Il verbo perdere

E nella trentasettesima uscita di una newsletter che si chiama Bastonate per posta, dal titolo È FACILE ESSERE UMILI SE NON SEI NESSUNO (in maiuscolo), simone rossi (con le minuscole), peraltro autore di un libro inesistente che si chiama Il verbo rubare, del 2014, a un certo punto dice così:

Sto sperimentando, direi a un giornalista che mi intervistasse, se esistesse. Lasciatemi perdere. L’altro giorno erano 30 anni dall’uscita di Mediterraneo (il film di Salvatores, non la canzone di Serrat), e ho letto sul Post che il titolo di lavorazione di Mediterraneo era Lasciateci perdere, che si può avere tre sensi diversi e mi sembra un titolo bellissimo. Mi ricorda Perdono tutti, lo spettacolo su Cesare Pavese del mio amico Marco Manicardi, anche lì uno può mettere l’accento in due posti diversi e anche quello mi sembra un titolo perfetto.
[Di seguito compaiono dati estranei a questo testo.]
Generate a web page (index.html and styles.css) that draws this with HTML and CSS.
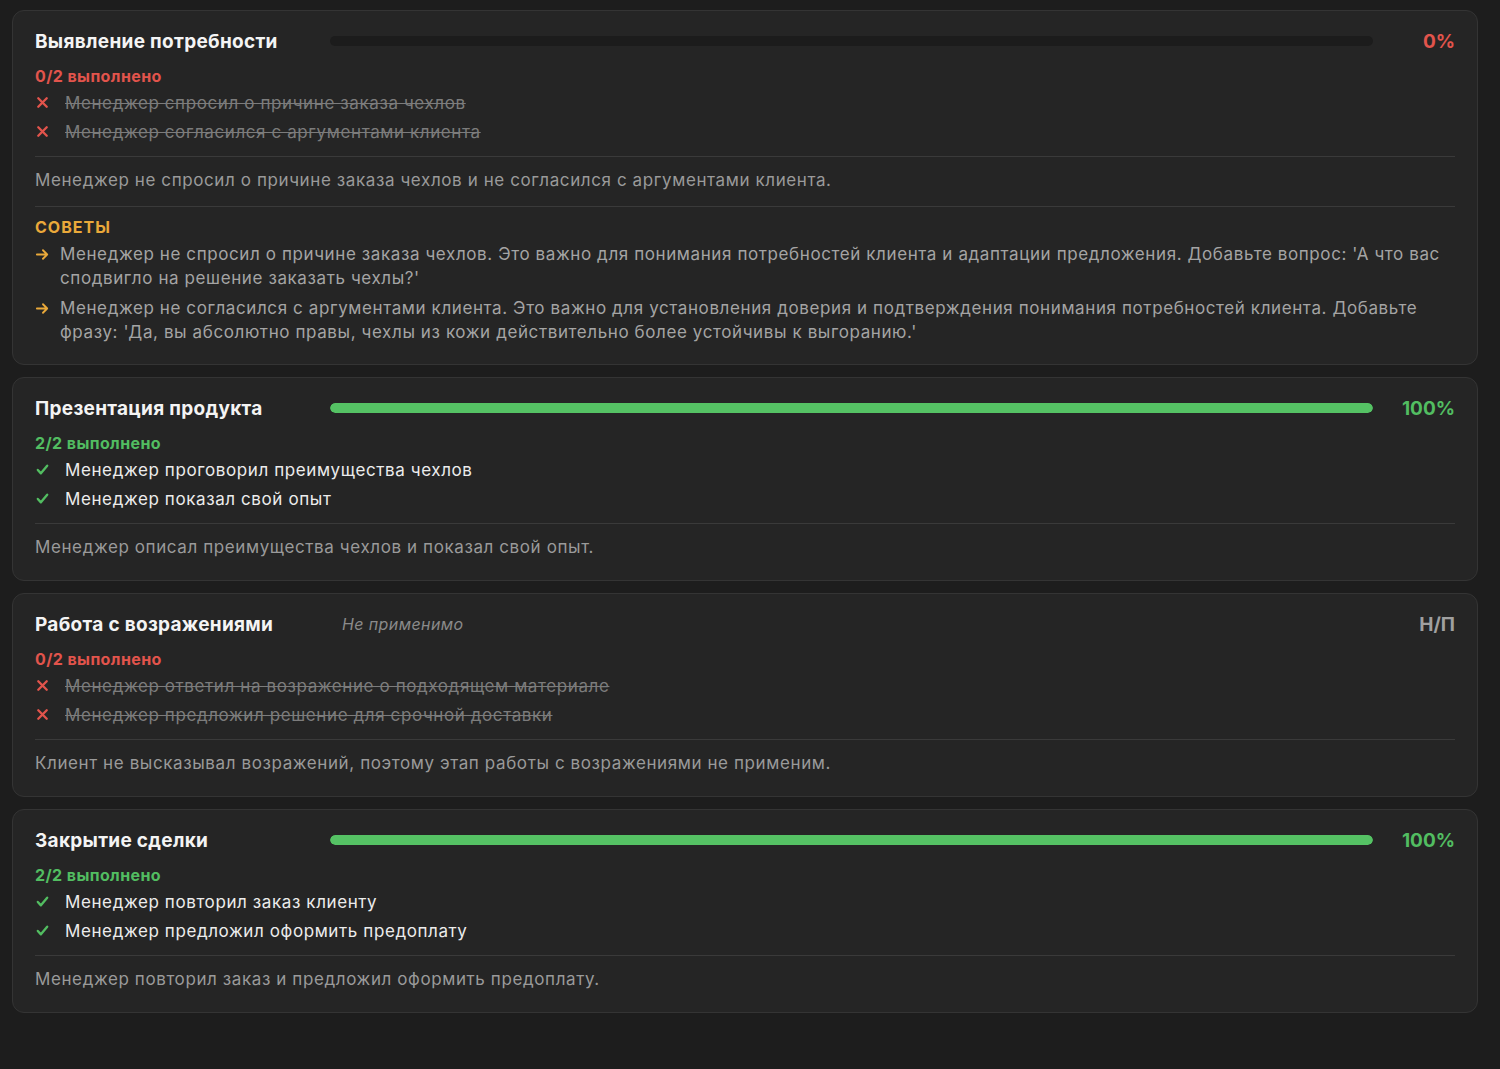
FILE: index.html
```html
<!DOCTYPE html>
<html lang="ru">
<head>
<meta charset="utf-8">
<link rel="stylesheet" href="styles.css">
</head>
<body>
<div class="list">
  <section class="card">
    <div class="head">
      <h2 class="title">Выявление потребности</h2>
      <div class="bar"><div class="fill" style="width:0%"></div></div>
      <span class="pct red">0%</span>
    </div>
    <div class="count red">0/2 выполнено</div>
    <ul class="items">
      <li class="item fail"><svg class="ic" viewBox="0 0 16 16"><path d="M3.5 3.5l9 9M12.5 3.5l-9 9"/></svg><span class="txt">Менеджер спросил о причине заказа чехлов</span></li>
      <li class="item fail"><svg class="ic" viewBox="0 0 16 16"><path d="M3.5 3.5l9 9M12.5 3.5l-9 9"/></svg><span class="txt">Менеджер согласился с аргументами клиента</span></li>
    </ul>
    <p class="summary">Менеджер не спросил о причине заказа чехлов и не согласился с аргументами клиента.</p>
    <div class="tips">
      <div class="tips-title">СОВЕТЫ</div>
      <ul class="tip-list">
        <li class="tip"><svg class="arrow" viewBox="0 0 16 16"><path d="M2 8h11M8.5 3.5L13 8l-4.5 4.5"/></svg><span>Менеджер не спросил о причине заказа чехлов. Это важно для понимания потребностей клиента и адаптации предложения. Добавьте вопрос: 'А что вас сподвигло на решение заказать чехлы?'</span></li>
        <li class="tip"><svg class="arrow" viewBox="0 0 16 16"><path d="M2 8h11M8.5 3.5L13 8l-4.5 4.5"/></svg><span>Менеджер не согласился с аргументами клиента. Это важно для установления доверия и подтверждения понимания потребностей клиента. Добавьте фразу: 'Да, вы абсолютно правы, чехлы из кожи действительно более устойчивы к выгоранию.'</span></li>
      </ul>
    </div>
  </section>

  <section class="card">
    <div class="head">
      <h2 class="title">Презентация продукта</h2>
      <div class="bar"><div class="fill" style="width:100%"></div></div>
      <span class="pct green">100%</span>
    </div>
    <div class="count green">2/2 выполнено</div>
    <ul class="items">
      <li class="item ok"><svg class="ic" viewBox="0 0 16 16"><path d="M3 8.5l3.3 3.6L13 4"/></svg><span class="txt">Менеджер проговорил преимущества чехлов</span></li>
      <li class="item ok"><svg class="ic" viewBox="0 0 16 16"><path d="M3 8.5l3.3 3.6L13 4"/></svg><span class="txt">Менеджер показал свой опыт</span></li>
    </ul>
    <p class="summary last">Менеджер описал преимущества чехлов и показал свой опыт.</p>
  </section>

  <section class="card">
    <div class="head">
      <h2 class="title">Работа с возражениями</h2>
      <span class="na-note">Не применимо</span>
      <span class="pct gray">Н/П</span>
    </div>
    <div class="count red">0/2 выполнено</div>
    <ul class="items">
      <li class="item fail"><svg class="ic" viewBox="0 0 16 16"><path d="M3.5 3.5l9 9M12.5 3.5l-9 9"/></svg><span class="txt">Менеджер ответил на возражение о подходящем материале</span></li>
      <li class="item fail"><svg class="ic" viewBox="0 0 16 16"><path d="M3.5 3.5l9 9M12.5 3.5l-9 9"/></svg><span class="txt">Менеджер предложил решение для срочной доставки</span></li>
    </ul>
    <p class="summary last">Клиент не высказывал возражений, поэтому этап работы с возражениями не применим.</p>
  </section>

  <section class="card">
    <div class="head">
      <h2 class="title">Закрытие сделки</h2>
      <div class="bar"><div class="fill" style="width:100%"></div></div>
      <span class="pct green">100%</span>
    </div>
    <div class="count green">2/2 выполнено</div>
    <ul class="items">
      <li class="item ok"><svg class="ic" viewBox="0 0 16 16"><path d="M3 8.5l3.3 3.6L13 4"/></svg><span class="txt">Менеджер повторил заказ клиенту</span></li>
      <li class="item ok"><svg class="ic" viewBox="0 0 16 16"><path d="M3 8.5l3.3 3.6L13 4"/></svg><span class="txt">Менеджер предложил оформить предоплату</span></li>
    </ul>
    <p class="summary last">Менеджер повторил заказ и предложил оформить предоплату.</p>
  </section>
</div>
</body>
</html>
```

FILE: styles.css
```css
* { box-sizing: border-box; }
html, body {
  margin: 0;
  padding: 0;
  background: #1d1d1d;
  font-family: Inter, "Noto Sans", "Liberation Sans", sans-serif;
  color: #e8e8e8;
}
.list {
  display: flex;
  flex-direction: column;
  gap: 12px;
  padding: 10px 22px 0 12px;
}
.card {
  background: #252525;
  border: 1px solid #343434;
  border-radius: 12px;
  padding: 17px 22px 20px 22px;
}
.head {
  display: flex;
  align-items: center;
  height: 26px;
}
.title {
  margin: 0;
  width: 295px;
  flex: none;
  font-size: 19px;
  font-weight: 700;
  color: #f4f4f4;
  letter-spacing: 0.3px;
}
.bar {
  flex: 1;
  height: 10px;
  border-radius: 5px;
  background: #1c1c1c;
  overflow: hidden;
}
.fill {
  height: 100%;
  background: #55c264;
  border-radius: 5px;
}
.pct {
  width: 82px;
  text-align: right;
  font-size: 19px;
  font-weight: 700;
}
.red { color: #e2544c; }
.green { color: #52bd61; }
.gray { color: #a0a0a0; }
.na-note {
  flex: 1;
  padding-left: 12px;
  font-style: italic;
  font-size: 16px;
  letter-spacing: 0.4px;
  color: #8a8a8a;
}
.count {
  margin-top: 12px;
  font-size: 16px;
  font-weight: 700;
  line-height: 20px;
  letter-spacing: 0.4px;
}
.items {
  list-style: none;
  margin: 2px 0 0;
  padding: 0 0 10px;
  border-bottom: 1px solid #3a3a3a;
}
.item {
  display: flex;
  align-items: center;
  height: 29px;
  font-size: 17px;
  letter-spacing: 0.6px;
}
.ic {
  width: 15px;
  height: 15px;
  margin-right: 15px;
  flex: none;
  fill: none;
  stroke-width: 2.5;
  stroke-linecap: round;
  stroke-linejoin: round;
}
.fail .ic { stroke: #e2544c; }
.ok .ic { stroke: #52bd61; }
.fail .txt {
  color: #7c7c7c;
  text-decoration: line-through;
}
.ok .txt { color: #ececec; }
.summary {
  margin: 0;
  padding: 12px 0 15px;
  font-size: 17px;
  line-height: 22px;
  letter-spacing: 0.6px;
  color: #9a9a9a;
  border-bottom: 1px solid #3a3a3a;
}
.summary.last {
  border-bottom: none;
  padding-bottom: 2px;
}
.tips { padding-top: 9px; }
.tips-title {
  font-size: 16px;
  font-weight: 700;
  color: #eaa93a;
  letter-spacing: 1px;
  line-height: 22px;
}
.tip-list {
  list-style: none;
  margin: 4px 0 0;
  padding: 0;
  display: flex;
  flex-direction: column;
  gap: 6px;
}
.tip {
  display: flex;
  font-size: 17px;
  line-height: 24px;
  letter-spacing: 0.6px;
  color: #a4a4a4;
}
.arrow {
  width: 15px;
  height: 15px;
  margin: 5px 10px 0 0;
  flex: none;
  fill: none;
  stroke: #eaa93a;
  stroke-width: 2;
  stroke-linecap: round;
  stroke-linejoin: round;
}
```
Che verbo flessibile, il verbo perdere. Vorrei essere uno di quei dischi che ti appaiono sotto le dita perché l’algoritmo di YouTube ha deciso che era arrivato il momento che conoscessi Hiroshi Yoshimura. È folle, lo so.

E io è tutta mattina che mi messaggio con Zanna per provare a riprendere in mano quella cosa lì. E magari non riuscirci, di nuovo, e perdere, ancora. Si perde sempre in maniera diversa.